In the meantime, Bishop Honcharuk spoke about the great damage that has occurred in other parts of the city – not to mention the numerous deaths. The image of the missile attack on Freedom Square in central Kharkiv went around the world. A government building there was destroyed, and many people are thought to have been killed.
Residential buildings heavily damaged
The Russian military has claimed repeatedly that no civilian targets in Ukraine would be attacked. Yet another video clip sent to ACN shows badly damaged apartment blocks which, according to the bishop, lie opposite a destroyed factory.
“Those were flats. All the windows were blown out. Many people were killed. The overhead cables of a bus route were destroyed,” Bishop Honcharuk says, obviously shocked by what he sees. Several burnt-out cars and craters caused by the explosions are visible in the streets. A solitary old man is trudging along the road and the bishop warns him to be careful. In the video Bishop Honcharuk looks into a car: “There was shooting here. There is blood here.”
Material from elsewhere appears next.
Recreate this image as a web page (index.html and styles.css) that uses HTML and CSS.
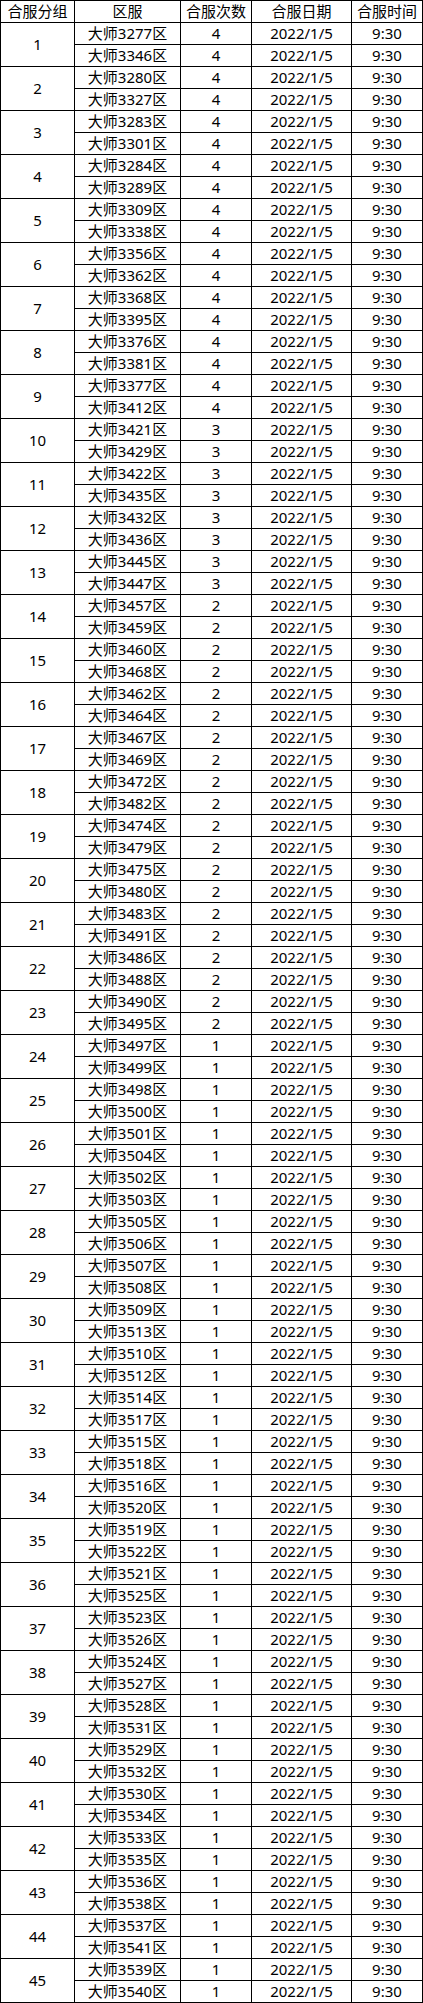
FILE: index.html
```html
<!DOCTYPE html>
<html lang="zh-CN">
<head>
<meta charset="utf-8">
<title>合服安排</title>
<link rel="stylesheet" href="styles.css">
</head>
<body>
<div class="sheet">
<div class="c h">合服分组</div><div class="c h">区服</div><div class="c h">合服次数</div><div class="c h">合服日期</div><div class="c h">合服时间</div>
<div class="c g">1</div><div class="c">大师3277区</div><div class="c">4</div><div class="c">2022/1/5</div><div class="c">9:30</div><div class="c">大师3346区</div><div class="c">4</div><div class="c">2022/1/5</div><div class="c">9:30</div>
<div class="c g">2</div><div class="c">大师3280区</div><div class="c">4</div><div class="c">2022/1/5</div><div class="c">9:30</div><div class="c">大师3327区</div><div class="c">4</div><div class="c">2022/1/5</div><div class="c">9:30</div>
<div class="c g">3</div><div class="c">大师3283区</div><div class="c">4</div><div class="c">2022/1/5</div><div class="c">9:30</div><div class="c">大师3301区</div><div class="c">4</div><div class="c">2022/1/5</div><div class="c">9:30</div>
<div class="c g">4</div><div class="c">大师3284区</div><div class="c">4</div><div class="c">2022/1/5</div><div class="c">9:30</div><div class="c">大师3289区</div><div class="c">4</div><div class="c">2022/1/5</div><div class="c">9:30</div>
<div class="c g">5</div><div class="c">大师3309区</div><div class="c">4</div><div class="c">2022/1/5</div><div class="c">9:30</div><div class="c">大师3338区</div><div class="c">4</div><div class="c">2022/1/5</div><div class="c">9:30</div>
<div class="c g">6</div><div class="c">大师3356区</div><div class="c">4</div><div class="c">2022/1/5</div><div class="c">9:30</div><div class="c">大师3362区</div><div class="c">4</div><div class="c">2022/1/5</div><div class="c">9:30</div>
<div class="c g">7</div><div class="c">大师3368区</div><div class="c">4</div><div class="c">2022/1/5</div><div class="c">9:30</div><div class="c">大师3395区</div><div class="c">4</div><div class="c">2022/1/5</div><div class="c">9:30</div>
<div class="c g">8</div><div class="c">大师3376区</div><div class="c">4</div><div class="c">2022/1/5</div><div class="c">9:30</div><div class="c">大师3381区</div><div class="c">4</div><div class="c">2022/1/5</div><div class="c">9:30</div>
<div class="c g">9</div><div class="c">大师3377区</div><div class="c">4</div><div class="c">2022/1/5</div><div class="c">9:30</div><div class="c">大师3412区</div><div class="c">4</div><div class="c">2022/1/5</div><div class="c">9:30</div>
<div class="c g">10</div><div class="c">大师3421区</div><div class="c">3</div><div class="c">2022/1/5</div><div class="c">9:30</div><div class="c">大师3429区</div><div class="c">3</div><div class="c">2022/1/5</div><div class="c">9:30</div>
<div class="c g">11</div><div class="c">大师3422区</div><div class="c">3</div><div class="c">2022/1/5</div><div class="c">9:30</div><div class="c">大师3435区</div><div class="c">3</div><div class="c">2022/1/5</div><div class="c">9:30</div>
<div class="c g">12</div><div class="c">大师3432区</div><div class="c">3</div><div class="c">2022/1/5</div><div class="c">9:30</div><div class="c">大师3436区</div><div class="c">3</div><div class="c">2022/1/5</div><div class="c">9:30</div>
<div class="c g">13</div><div class="c">大师3445区</div><div class="c">3</div><div class="c">2022/1/5</div><div class="c">9:30</div><div class="c">大师3447区</div><div class="c">3</div><div class="c">2022/1/5</div><div class="c">9:30</div>
<div class="c g">14</div><div class="c">大师3457区</div><div class="c">2</div><div class="c">2022/1/5</div><div class="c">9:30</div><div class="c">大师3459区</div><div class="c">2</div><div class="c">2022/1/5</div><div class="c">9:30</div>
<div class="c g">15</div><div class="c">大师3460区</div><div class="c">2</div><div class="c">2022/1/5</div><div class="c">9:30</div><div class="c">大师3468区</div><div class="c">2</div><div class="c">2022/1/5</div><div class="c">9:30</div>
<div class="c g">16</div><div class="c">大师3462区</div><div class="c">2</div><div class="c">2022/1/5</div><div class="c">9:30</div><div class="c">大师3464区</div><div class="c">2</div><div class="c">2022/1/5</div><div class="c">9:30</div>
<div class="c g">17</div><div class="c">大师3467区</div><div class="c">2</div><div class="c">2022/1/5</div><div class="c">9:30</div><div class="c">大师3469区</div><div class="c">2</div><div class="c">2022/1/5</div><div class="c">9:30</div>
<div class="c g">18</div><div class="c">大师3472区</div><div class="c">2</div><div class="c">2022/1/5</div><div class="c">9:30</div><div class="c">大师3482区</div><div class="c">2</div><div class="c">2022/1/5</div><div class="c">9:30</div>
<div class="c g">19</div><div class="c">大师3474区</div><div class="c">2</div><div class="c">2022/1/5</div><div class="c">9:30</div><div class="c">大师3479区</div><div class="c">2</div><div class="c">2022/1/5</div><div class="c">9:30</div>
<div class="c g">20</div><div class="c">大师3475区</div><div class="c">2</div><div class="c">2022/1/5</div><div class="c">9:30</div><div class="c">大师3480区</div><div class="c">2</div><div class="c">2022/1/5</div><div class="c">9:30</div>
<div class="c g">21</div><div class="c">大师3483区</div><div class="c">2</div><div class="c">2022/1/5</div><div class="c">9:30</div><div class="c">大师3491区</div><div class="c">2</div><div class="c">2022/1/5</div><div class="c">9:30</div>
<div class="c g">22</div><div class="c">大师3486区</div><div class="c">2</div><div class="c">2022/1/5</div><div class="c">9:30</div><div class="c">大师3488区</div><div class="c">2</div><div class="c">2022/1/5</div><div class="c">9:30</div>
<div class="c g">23</div><div class="c">大师3490区</div><div class="c">2</div><div class="c">2022/1/5</div><div class="c">9:30</div><div class="c">大师3495区</div><div class="c">2</div><div class="c">2022/1/5</div><div class="c">9:30</div>
<div class="c g">24</div><div class="c">大师3497区</div><div class="c">1</div><div class="c">2022/1/5</div><div class="c">9:30</div><div class="c">大师3499区</div><div class="c">1</div><div class="c">2022/1/5</div><div class="c">9:30</div>
<div class="c g">25</div><div class="c">大师3498区</div><div class="c">1</div><div class="c">2022/1/5</div><div class="c">9:30</div><div class="c">大师3500区</div><div class="c">1</div><div class="c">2022/1/5</div><div class="c">9:30</div>
<div class="c g">26</div><div class="c">大师3501区</div><div class="c">1</div><div class="c">2022/1/5</div><div class="c">9:30</div><div class="c">大师3504区</div><div class="c">1</div><div class="c">2022/1/5</div><div class="c">9:30</div>
<div class="c g">27</div><div class="c">大师3502区</div><div class="c">1</div><div class="c">2022/1/5</div><div class="c">9:30</div><div class="c">大师3503区</div><div class="c">1</div><div class="c">2022/1/5</div><div class="c">9:30</div>
<div class="c g">28</div><div class="c">大师3505区</div><div class="c">1</div><div class="c">2022/1/5</div><div class="c">9:30</div><div class="c">大师3506区</div><div class="c">1</div><div class="c">2022/1/5</div><div class="c">9:30</div>
<div class="c g">29</div><div class="c">大师3507区</div><div class="c">1</div><div class="c">2022/1/5</div><div class="c">9:30</div><div class="c">大师3508区</div><div class="c">1</div><div class="c">2022/1/5</div><div class="c">9:30</div>
<div class="c g">30</div><div class="c">大师3509区</div><div class="c">1</div><div class="c">2022/1/5</div><div class="c">9:30</div><div class="c">大师3513区</div><div class="c">1</div><div class="c">2022/1/5</div><div class="c">9:30</div>
<div class="c g">31</div><div class="c">大师3510区</div><div class="c">1</div><div class="c">2022/1/5</div><div class="c">9:30</div><div class="c">大师3512区</div><div class="c">1</div><div class="c">2022/1/5</div><div class="c">9:30</div>
<div class="c g">32</div><div class="c">大师3514区</div><div class="c">1</div><div class="c">2022/1/5</div><div class="c">9:30</div><div class="c">大师3517区</div><div class="c">1</div><div class="c">2022/1/5</div><div class="c">9:30</div>
<div class="c g">33</div><div class="c">大师3515区</div><div class="c">1</div><div class="c">2022/1/5</div><div class="c">9:30</div><div class="c">大师3518区</div><div class="c">1</div><div class="c">2022/1/5</div><div class="c">9:30</div>
<div class="c g">34</div><div class="c">大师3516区</div><div class="c">1</div><div class="c">2022/1/5</div><div class="c">9:30</div><div class="c">大师3520区</div><div class="c">1</div><div class="c">2022/1/5</div><div class="c">9:30</div>
<div class="c g">35</div><div class="c">大师3519区</div><div class="c">1</div><div class="c">2022/1/5</div><div class="c">9:30</div><div class="c">大师3522区</div><div class="c">1</div><div class="c">2022/1/5</div><div class="c">9:30</div>
<div class="c g">36</div><div class="c">大师3521区</div><div class="c">1</div><div class="c">2022/1/5</div><div class="c">9:30</div><div class="c">大师3525区</div><div class="c">1</div><div class="c">2022/1/5</div><div class="c">9:30</div>
<div class="c g">37</div><div class="c">大师3523区</div><div class="c">1</div><div class="c">2022/1/5</div><div class="c">9:30</div><div class="c">大师3526区</div><div class="c">1</div><div class="c">2022/1/5</div><div class="c">9:30</div>
<div class="c g">38</div><div class="c">大师3524区</div><div class="c">1</div><div class="c">2022/1/5</div><div class="c">9:30</div><div class="c">大师3527区</div><div class="c">1</div><div class="c">2022/1/5</div><div class="c">9:30</div>
<div class="c g">39</div><div class="c">大师3528区</div><div class="c">1</div><div class="c">2022/1/5</div><div class="c">9:30</div><div class="c">大师3531区</div><div class="c">1</div><div class="c">2022/1/5</div><div class="c">9:30</div>
<div class="c g">40</div><div class="c">大师3529区</div><div class="c">1</div><div class="c">2022/1/5</div><div class="c">9:30</div><div class="c">大师3532区</div><div class="c">1</div><div class="c">2022/1/5</div><div class="c">9:30</div>
<div class="c g">41</div><div class="c">大师3530区</div><div class="c">1</div><div class="c">2022/1/5</div><div class="c">9:30</div><div class="c">大师3534区</div><div class="c">1</div><div class="c">2022/1/5</div><div class="c">9:30</div>
<div class="c g">42</div><div class="c">大师3533区</div><div class="c">1</div><div class="c">2022/1/5</div><div class="c">9:30</div><div class="c">大师3535区</div><div class="c">1</div><div class="c">2022/1/5</div><div class="c">9:30</div>
<div class="c g">43</div><div class="c">大师3536区</div><div class="c">1</div><div class="c">2022/1/5</div><div class="c">9:30</div><div class="c">大师3538区</div><div class="c">1</div><div class="c">2022/1/5</div><div class="c">9:30</div>
<div class="c g">44</div><div class="c">大师3537区</div><div class="c">1</div><div class="c">2022/1/5</div><div class="c">9:30</div><div class="c">大师3541区</div><div class="c">1</div><div class="c">2022/1/5</div><div class="c">9:30</div>
<div class="c g">45</div><div class="c">大师3539区</div><div class="c">1</div><div class="c">2022/1/5</div><div class="c">9:30</div><div class="c">大师3540区</div><div class="c">1</div><div class="c">2022/1/5</div><div class="c">9:30</div>
</div>
</body>
</html>
```

FILE: styles.css
```css
html, body {
  margin: 0;
  padding: 0;
  background: #fff;
}

.sheet {
  display: grid;
  grid-template-columns: 74px 106px 71px 100px 71px;
  grid-auto-rows: 22px;
  width: 423px;
  box-sizing: border-box;
  border-top: 1px solid #000;
  border-left: 1px solid #000;
  font-family: "Noto Sans", "Noto Sans CJK SC", sans-serif;
  font-size: 15px;
  color: #000;
}

.c {
  display: flex;
  align-items: center;
  justify-content: center;
  border-right: 1px solid #000;
  border-bottom: 1px solid #000;
  line-height: 1;
  white-space: nowrap;
  overflow: hidden;
}

.g {
  grid-row: span 2;
}
```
The situation in Kharkiv and in other places is becoming increasingly critical. In view of the escalating crisis, ACN is supporting priests and religious in Ukraine, so that they can continue their pastoral and charitable work.
The international Catholic charity is providing an emergency package of €1 million (more than £830,000) which includes aid for four Greek Catholic Exarchates and the two Latin dioceses in eastern Ukraine which cover Kharkiv, Donetsk, Saporischschja, Odessa and Crimea. Dr Thomas Heine-Geldern, international executive president of ACN, said the money will go to priests and religious who work across the country in parishes, or with refugees, orphans and the elderly. The charity is also asking for prayers for peace in Ukraine.